1. Reverse Engineering Workflow Automation
Traditional workflow:
- Static triage (hashing, strings, PE headers)
- Manual configuration extraction
- Network artifact identification
- YARA signature development
- Family classification
- Infrastructure pivoting
Azul converts repeatable outputs of these steps into:
- Plugin-based automated extraction modules
- Structured metadata indexing
- Reusable detection logic
This effectively transforms analyst knowledge into persistent analytical infrastructure.
2. Binary Feature Extraction Strategy
Azul supports automation of:
- PE header analysis
- Import table inspection
- Embedded resource extraction
- Hardcoded string extraction
- Configuration blob carving
- Archive unpacking
- Microsoft Office macro analysis
Combined with YARA and Snort integration, this allows automated tagging of samples based on structural patterns.
3. Retrospective Intelligence Enrichment
A critical architectural strength is plugin replay.

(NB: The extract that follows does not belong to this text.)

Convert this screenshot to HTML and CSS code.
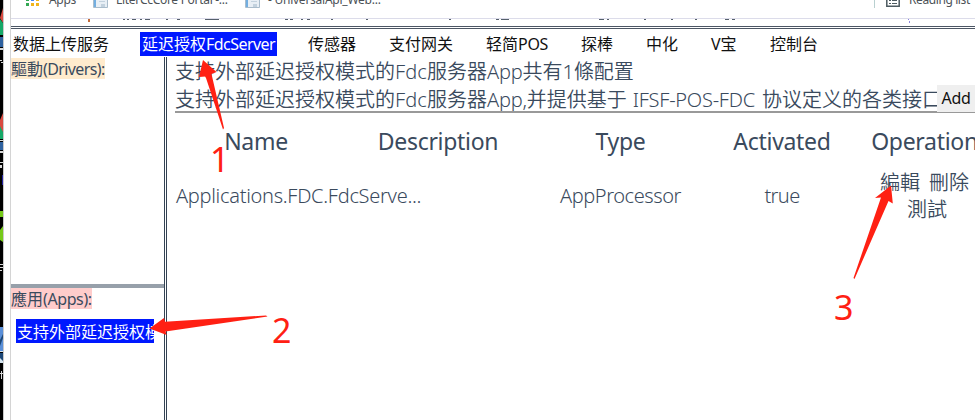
FILE: index.html
```html
<!DOCTYPE html>
<html lang="zh">
<head>
<meta charset="utf-8">
<title>Fdc Server</title>
<link rel="stylesheet" href="styles.css">
</head>
<body>
<div class="desktop">
  <svg width="3" height="420" viewBox="0 0 3 420">
    <path fill="#d94a40" d="M3 8L0 18l3 5zM3 113L0 120v8l3 5z"/>
    <path fill="#16a868" d="M0 19l3 4v12H0zM0 126l3 6v7H0z"/>
    <path fill="#2f62a0" d="M0 37h3v10H0zM0 142h3v8H0z"/>
    <path fill="#d8d8d8" d="M0 48h3v2H0zM0 60h2v1H0zM1 62h2v1H1zM0 140h3v1H0zM0 151h3v2H0zM0 162h3v1H0zM0 165h2v3H0zM0 264h3v1H0zM0 267h3v1H0zM0 270h2v1H0zM0 373h3v1H0zM1 371h1v8H1z"/>
    <path fill="#2320a0" d="M2 175h1v10H2z"/>
    <path fill="#76c91a" d="M0 211h3v6H0zM3 226L0 230v10l3 2z"/>
    <path fill="#5a8fd8" d="M0 327h3v25H0z"/>
    <path fill="#1c4777" d="M0 340l3-6v4l-3 8zM0 353h3v9H0z"/>
    <path fill="#d5e4ee" d="M0 351h3v1H0zM0 358l3 3v2H0z"/>
  </svg>
</div>
<div class="frame"></div>
<div class="page">
  <div class="bookmarks">
    <svg class="apps-icon" width="14" height="6" viewBox="0 0 14 6">
      <path fill="#34a853" d="M0 0h3v1H0zM0 3h3v3H0z"/><path fill="#4285f4" d="M5 0h3v1H5z"/><path fill="#f0b41c" d="M10 0h3v1h-3zM5 3h3v3H5zM10 3h3v3h-3z"/>
    </svg>
    <span class="bm bm-apps">Apps</span>
    <svg class="doc" width="15" height="8" viewBox="0 0 15 8"><path fill="#e8eff5" stroke="#a9bccb" d="M.5-1h14v8.500H.5z"/><path fill="#72aee0" d="M1 0h2v7H1z"/><path fill="#c3d2de" d="M6 1h6v1H6zM8 4h4v3H8z"/></svg>
    <span class="bm bm-portal">LiterCcCore Portal -...</span>
    <svg class="doc" width="15" height="8" viewBox="0 0 15 8"><path fill="#e8eff5" stroke="#a9bccb" d="M.5-1h14v8.500H.5z"/><path fill="#72aee0" d="M1 0h2v7H1z"/><path fill="#c3d2de" d="M6 1h6v1H6zM8 4h4v3H8z"/></svg>
    <span class="bm bm-api">- UniversalApi_Web...</span>
    <span class="bar"></span>
    <svg class="list-icon" width="14" height="7" viewBox="0 0 14 7"><path fill="none" stroke="#4d5a60" stroke-width="1.500" d="M.8-1v7.200h12.400V-1"/><path fill="#4d5a60" d="M3 0h2v1H3zM6 0h5v1H6zM3 3h2v1H3zM6 3h5v1H6z"/></svg>
    <span class="bm bm-read">Reading list</span>
  </div>
  <div class="clipped">
    <svg width="964" height="6" viewBox="0 0 964 6">
      <path fill="#56606c" d="M112 0h2v1h-2zM116 0h2v1h-2zM121 0h4v1h-4zM129 0h2v1h-2zM134 0h5v1h-5zM155 0h2v1h-2zM166 0h3v1h-3zM194 0h14v1h-14zM274 0h3v1h-3zM279 0h3v1h-3zM290 0h2v1h-2zM296 0h3v1h-3zM320 0h2v1h-2zM355 0h2v1h-2zM438 0h2v1h-2zM485 0h3v1h-3zM490 0h8v1h-8zM588 0h5v1h-5zM596 0h2v1h-2zM633 0h2v1h-2zM660 0h2v1h-2zM684 0h2v1h-2zM714 0h4v1h-4zM721 0h3v1h-3z"/>
      <path fill="#c26a38" d="M77 0h2v3h-2z"/><path fill="#8c85dc" d="M897 0h1v1h-1zM898 2h1v2h-1z"/>
    </svg>
  </div>
  <nav class="tabs">
    <span class="t96">数据上传服务</span>
    <span class="t133 active">延迟授权<i class="fdc">FdcServer</i></span>
    <span class="t48">传感器</span>
    <span class="t64">支付网关</span>
    <span class="t62">轻简<i class="pos">POS</i></span>
    <span class="t32">探棒</span>
    <span class="t32">中化</span>
    <span class="t26">V宝</span>
    <span class="t48">控制台</span>
  </nav>
  <div class="body">
    <aside class="side">
      <section class="drivers"><span class="label cream">驅動<i class="drv">(Drivers):</i></span></section>
      <section class="apps">
        <span class="label pink">應用<i class="app">(Apps):</i></span>
        <div class="selected">支持外部延迟授权模式</div>
      </section>
    </aside>
    <main class="main">
      <div class="line">支持外部延迟授权模式的<i class="h-fdc">Fdc</i>服务器<i class="h-app">App</i>共有<i class="h-one">1</i>條配置</div>
      <div class="line second"><span class="desc">支持外部延迟授权模式的<i class="h-fdc">Fdc</i>服务器<i class="h-app2">App,</i>并提供基于<i class="h-ifsf">IFSF-POS-FDC</i>协议定义的各类接口</span><button class="add">Add</button></div>
      <div class="grid head">
        <span class="c-name">Name</span><span class="c-desc">Description</span><span class="c-type">Type</span><span class="c-act">Activated</span><span class="c-op">Operation</span>
      </div>
      <div class="grid row">
        <span class="r-name">Applications.FDC.FdcServe...</span><span></span><span class="r-type">AppProcessor</span><span class="r-true">true</span>
        <span class="ops"><span class="pair"><b>編輯</b><b>刪除</b></span><b class="test">測試</b></span>
      </div>
    </main>
  </div>
</div>
<svg class="notes" width="975" height="420" viewBox="0 0 975 420">
  <path d="M203 60L199 77L205.500 76.500L223 129.500L224 128L211.500 74L216.500 72ZM149.500 328.500L164 318L165 321.700L266 315.500L267.500 316.500L165.500 331.500L166.700 335ZM891 185.500L875 198L881 197.500L853.500 278L854.500 279L888.500 201L892.800 203.500Z"/>
  <text x="210" y="172">1</text><text x="272" y="343">2</text><text x="834" y="320">3</text>
</svg>
</body>
</html>
```
FILE: styles.css
```css
* { box-sizing: border-box; }
body {
  margin: 0; width: 975px; height: 420px; overflow: hidden; display: flex; position: relative;
  background: #fff; color: #3a4a5d;
  font-family: "Noto Sans", "Noto Sans CJK SC", sans-serif;
}
i, b { font-style: normal; font-weight: inherit; }
i { display: inline-block; white-space: pre; }
.desktop { width: 3px; background: #000; flex: none; }
.desktop svg { display: block; }
.frame { width: 8px; flex: none; border-left: 1px solid #c9c9c9; border-right: 1px solid #d4d4d4; }
.page { width: 964px; flex: none; display: flex; flex-direction: column; }

.bookmarks { height: 19px; border-bottom: 1px solid #dcdcea; display: flex; align-items: flex-start; overflow: hidden; padding-left: 15px; }
.bookmarks > * { flex: none; }
.bm { font-size: 12px; line-height: 16px; margin-top: -8px; color: #4b5156; white-space: nowrap; }
.bm-apps { width: 27px; margin-left: 9px; letter-spacing: -.3px; }
.doc { margin-left: 17px; }
.bm-portal { width: 112px; margin-left: 8px; letter-spacing: -.3px; }
.bm-api { width: 112px; margin-left: 8px; letter-spacing: -.25px; }
.bar { width: 1px; height: 8px; background: #b9d0d0; margin-left: 494px; }
.list-icon { margin-left: 11px; }
.bm-read { margin-left: 9px; letter-spacing: -.4px; }

.clipped { height: 7px; }
.clipped svg { display: block; }
.tabs { height: 31px; border-top: 3px double #4c5664; display: flex; align-items: center; gap: 33px; padding: 2px 0 0 2px; flex: none; color: #111; font-size: 16px; line-height: 24px; white-space: nowrap; }
.t96 { width: 96px; } .t133 { width: 133px; } .t64 { width: 64px; } .t62 { width: 62px; }
.t48 { width: 48px; } .t32 { width: 32px; } .t26 { width: 26px; }
.active { background: #0018ff; color: #fff; box-shadow: -2px 0 #0018ff, 2px 0 #0018ff; }
.fdc { letter-spacing: -.55px; }
.pos { letter-spacing: -.3px; }

.body { display: flex; height: 363px; flex: none; }
.side { width: 156px; border-right: 3px double #344354; flex: none; display: flex; flex-direction: column; }
.drivers { height: 231px; border-bottom: 4px solid #97a0aa; }
.label { display: block; height: 21px; line-height: 22px; font-size: 16px; white-space: nowrap; }
.cream { width: 94px; margin-top: 1px; background: #ffebcd; }
.drv { letter-spacing: -.6px; }
.app { letter-spacing: -.4px; }
.pink { width: 81px; background: #ffcccb; }
.selected { width: 138px; height: 24px; margin: 10px 0 0 5px; padding-left: 1px; background: #0018ff; color: #fff; font-size: 16px; line-height: 26px; overflow: hidden; white-space: nowrap; }

.main { width: 808px; padding-left: 8px; flex: none; font-weight: 350; }
.line { height: 28px; font-size: 20px; line-height: 28px; white-space: nowrap; }
.line:first-child { margin-top: 1px; }
.second { height: 27px; display: flex; border-bottom: 2px solid #999; }
.desc { width: 762px; overflow: hidden; line-height: 28px; }
.add { width: 38px; height: 27px; margin: -1px 0 0; border: 0; padding: 0; background: #efefef; color: #111; font: 16px/27px "Noto Sans", sans-serif; flex: none; letter-spacing: -.3px; }
.h-fdc { letter-spacing: .1px; }
.h-app, .h-app2 { letter-spacing: -.2px; }
.h-ifsf { margin: 0 7px 0 6px; letter-spacing: -.25px; }
.grid { display: grid; grid-template-columns: 162px 202px 163px 160px 122px; text-align: center; white-space: nowrap; align-items: center; }
.head { height: 54px; font-size: 23px; font-weight: 400; padding-top: 1px; letter-spacing: -.3px; }
.row { height: 56px; font-size: 20px; padding-top: 1px; }
.c-op { padding-left: 3px; }
.r-name { text-align: left; padding-left: 1px; letter-spacing: -.29px; }
.r-type { letter-spacing: -.42px; }
.r-true { letter-spacing: -.6px; }
.ops { display: flex; flex-direction: column; align-items: center; line-height: 27px; padding-left: 3px; }
.pair { display: flex; gap: 9px; }
.test { padding-left: 5px; }
.notes { position: absolute; left: 0; top: 0; fill: #ff2013; }
.notes text { font: 34px "Noto Sans", sans-serif; }
```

When a new malware configuration extractor or family-specific decoder is developed:
- The plugin can be re-executed across historical repositories.
- Previously unidentified relationships may surface.
- Latent campaign correlations become visible.
This is particularly valuable in long-lived threat actor tracking.
4. Clustering Methodology
Using Opensearch-based indexing, clustering may rely on:
- Shared import hashes
- Shared code fragments
- Similar configuration schemas
- Common C2 patterns
- TLS certificate reuse
- Embedded infrastructure artifacts
This supports:
- Malware family consolidation
- Campaign attribution hypothesis building
- Infrastructure lifecycle tracking
- Upstream builder identification
5. Campaign Correlation Capabilities
By integrating:
- Reverse engineered configuration extraction
- Network IOCs
- Infrastructure fingerprinting
- Metadata indexing
Azul enables:
- Detection of shared staging servers
- Identification of builder-level reuse
- Development cycle mapping
- Malware variant genealogy reconstruction
6. Scalability Considerations
The system is designed to:
- Handle tens of millions of samples
- Maintain long-term retention
- Operate with distributed storage
- Support horizontal scaling
This positions Azul closer to a malware intelligence data lake than a traditional sandbox environment.
7. Strategic Implications for National CERTs
For national-level or large enterprise environments:
- Institutional knowledge becomes codified in plugins
- Reverse engineering expertise scales across teams
- Campaign intelligence gains temporal depth
- Historical re-analysis becomes systematic
Azul shifts reverse engineering from reactive to cumulative intelligence engineering.